The Power of the NVIDIA AI Platform
NVIDIA’s AI platform is the most comprehensive in the industry, combining
hardware, software, and ecosystem support to drive AI transformation. The L4 benefits from optimized frameworks, libraries, and tools, including TensorRT, DeepStream, CV-CUDA, and CUDA-X AI, enabling rapid development and deployment of advanced AI models.
It is also supported by
NVIDIA’s extensive developer ecosystem, providing documentation, SDKs, sample projects, and cloud-native tools to speed time to deployment.
Built for Enterprise-Class Reliability and Security
The L4 is built to meet the reliability and security standards required for enterprise IT infrastructure. From
measured boot with hardware root of trust to
NVIDIA’s rigorous validation and certification process, the L4 ensures data center-level dependability.
It is also fully tested by NVIDIA and its partners for compatibility with major enterprise applications and platforms, helping IT teams deploy confidently across varied workloads and industries.
Conclusion
The
NVIDIA L4 Tensor Core GPU redefines what’s possible with low-profile data center GPUs.

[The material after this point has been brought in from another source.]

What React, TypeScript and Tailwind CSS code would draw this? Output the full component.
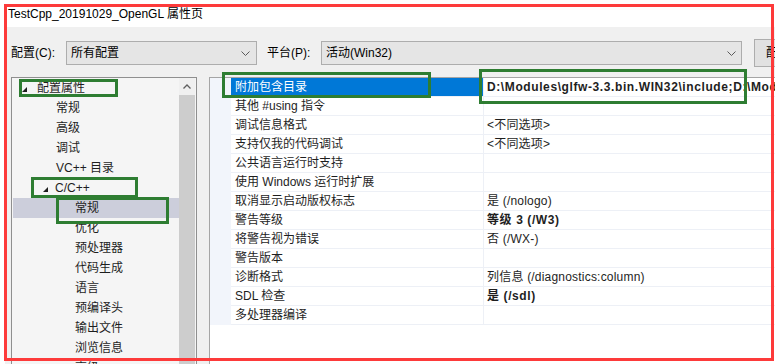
import React from 'react';

const treeItems = [
  { label: '配置属性', pad: 'pl-[9px]', arrow: true, gap: 'mr-[10px]' },
  { label: '常规', pad: 'pl-[43px]' },
  { label: '高级', pad: 'pl-[43px]' },
  { label: '调试', pad: 'pl-[43px]' },
  { label: 'VC++ 目录', pad: 'pl-[43px]' },
  { label: 'C/C++', pad: 'pl-[30px]', arrow: true, gap: 'mr-[7px]' },
  { label: '常规', pad: 'pl-[62px]', selected: true },
  { label: '优化', pad: 'pl-[62px]' },
  { label: '预处理器', pad: 'pl-[62px]' },
  { label: '代码生成', pad: 'pl-[62px]' },
  { label: '语言', pad: 'pl-[62px]' },
  { label: '预编译头', pad: 'pl-[62px]' },
  { label: '输出文件', pad: 'pl-[62px]' },
  { label: '浏览信息', pad: 'pl-[62px]' },
  { label: '高级', pad: 'pl-[62px]' },
];

const props = [
  { name: '附加包含目录', value: 'D:\\Modules\\glfw-3.3.bin.WIN32\\include;D:\\Modules\\glew-2.1.0\\include;%(AdditionalIncludeDirectories)', bold: true, selected: true },
  { name: '其他 #using 指令', value: '' },
  { name: '调试信息格式', value: '<不同选项>' },
  { name: '支持仅我的代码调试', value: '<不同选项>' },
  { name: '公共语言运行时支持', value: '' },
  { name: '使用 Windows 运行时扩展', value: '' },
  { name: '取消显示启动版权标志', value: '是 (/nologo)' },
  { name: '警告等级', value: '等级 3 (/W3)', bold: true },
  { name: '将警告视为错误', value: '否 (/WX-)' },
  { name: '警告版本', value: '' },
  { name: '诊断格式', value: '列信息 (/diagnostics:column)' },
  { name: 'SDL 检查', value: '是 (/sdl)', bold: true },
  { name: '多处理器编译', value: '' },
];

const Chevron = () => (
  <svg width="9" height="5" viewBox="0 0 9 5" className="shrink-0">
    <polyline points="0.5,0.5 4.5,4.5 8.5,0.5" fill="none" stroke="#5a5a5a" strokeWidth="1" />
  </svg>
);

const Expanded = () => (
  <svg width="5" height="5" viewBox="0 0 5 5" className="shrink-0 mt-[2px]">
    <polygon points="5,0 5,5 0,5" fill="#1e1e1e" />
  </svg>
);

export default function App() {
  return (
    <div className="relative w-[775px] h-[364px] overflow-hidden bg-white text-[12px] text-black font-['Liberation_Sans','Noto_Sans_CJK_SC',sans-serif]">
      {/* title bar */}
      <div className="h-[27px] flex items-center pl-[8px] leading-none">TestCpp_20191029_OpenGL 属性页</div>

      <div className="ml-[5px] h-[337px] bg-[#f0f0f0] pl-[6px] pt-[14px] overflow-hidden">
        {/* configuration row */}
        <div className="flex items-center h-[24px]">
          <span className="w-[55px] shrink-0">配置(C):</span>
          <div className="w-[191px] h-[24px] shrink-0 flex items-center justify-between pl-[4px] pr-[6px] bg-[#e5e5e5] border border-[#adadad]">
            <span>所有配置</span>
            <Chevron />
          </div>
          <span className="w-[54px] ml-[10px] shrink-0">平台(P):</span>
          <div className="w-[421px] h-[24px] shrink-0 flex items-center justify-between pl-[4px] pr-[5px] bg-[#e5e5e5] border border-[#adadad]">
            <span>活动(Win32)</span>
            <Chevron />
          </div>
          <div className="ml-[12px] w-[110px] h-[28px] shrink-0 flex items-center pl-[11px] bg-[#e1e1e1] border border-[#adadad] whitespace-nowrap">
            配置管理器(O)...
          </div>
        </div>

        {/* panels */}
        <div className="flex mt-[12px]">
          {/* tree */}
          <div className="w-[186px] h-[300px] shrink-0 flex border border-[#8f8f8f] bg-[#f5f5f5]">
            <div className="flex-1 flex flex-col">
              {treeItems.map((item, i) => (
                <div
                  key={i}
                  className={`ml-[1px] h-[20px] shrink-0 flex items-center whitespace-nowrap text-[#1e1e1e] ${item.pad} ${item.selected ? 'bg-[#cccedb]' : ''}`}
                >
                  {item.arrow && (
                    <span className={item.gap}>
                      <Expanded />
                    </span>
                  )}
                  <span>{item.label}</span>
                </div>
              ))}
            </div>
            <div className="w-[17px] pr-[1px] flex flex-col shrink-0">
              <div className="h-[17px] flex items-center justify-center bg-[#f0f0f0]">
                <svg width="8" height="5" viewBox="0 0 8 5">
                  <polyline points="0.5,4.5 4,1 7.5,4.5" fill="none" stroke="#606060" strokeWidth="1.3" />
                </svg>
              </div>
              <div className="flex-1 bg-[#cdcdcd]" />
            </div>
          </div>

          {/* property grid */}
          <div className="ml-[12px] w-[600px] h-[300px] shrink-0 border border-[#a5a5a5] bg-white">
            {props.map((p, i) => (
              <div key={i} className="flex h-[19px]">
                <div className="w-[21px] shrink-0 bg-[#f2f5fb]" />
                <div
                  className={`w-[253px] shrink-0 pl-[4px] flex items-center whitespace-nowrap border-b border-r border-[#edf0f6] ${
                    p.selected ? 'bg-[#0078d7] text-white' : 'text-[#1e1e1e]'
                  }`}
                >
                  {p.name}
                </div>
                <div
                  className={`flex-1 pl-[3px] flex items-center whitespace-nowrap overflow-hidden border-b border-[#edf0f6] text-[#1e1e1e] ${
                    p.bold ? 'font-bold tracking-[0.6px]' : 'tracking-[0.2px]'
                  }`}
                >
                  {p.value}
                </div>
              </div>
            ))}
          </div>
        </div>
      </div>

      {/* annotations */}
      <div className="absolute left-[4px] top-[4px] w-[770px] h-[357px] border-[3px] border-[#fd3a3a] pointer-events-none" />
      <div className="absolute left-[19px] top-[79px] w-[99px] h-[18px] border-[3px] border-[#2e7d32]" />
      <div className="absolute left-[31px] top-[177px] w-[107px] h-[21px] border-[3px] border-[#2e7d32]" />
      <div className="absolute left-[56px] top-[197px] w-[113px] h-[27px] border-[3px] border-[#2e7d32]" />
      <div className="absolute left-[222px] top-[72px] w-[209px] h-[26px] border-[3px] border-[#2e7d32]" />
      <div className="absolute left-[479px] top-[69px] w-[268px] h-[35px] border-[3px] border-[#2e7d32]" />
    </div>
  );
}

With unparalleled versatility, efficiency, and performance across AI, video, graphics, and virtualization workloads, the L4 is positioned as the go-to accelerator for modern data-driven organizations.
Whether you’re powering immersive virtual experiences, accelerating AI pipelines, or deploying edge applications at scale, the L4 delivers the universal performance platform that enterprises need to stay ahead in the age of intelligent computing.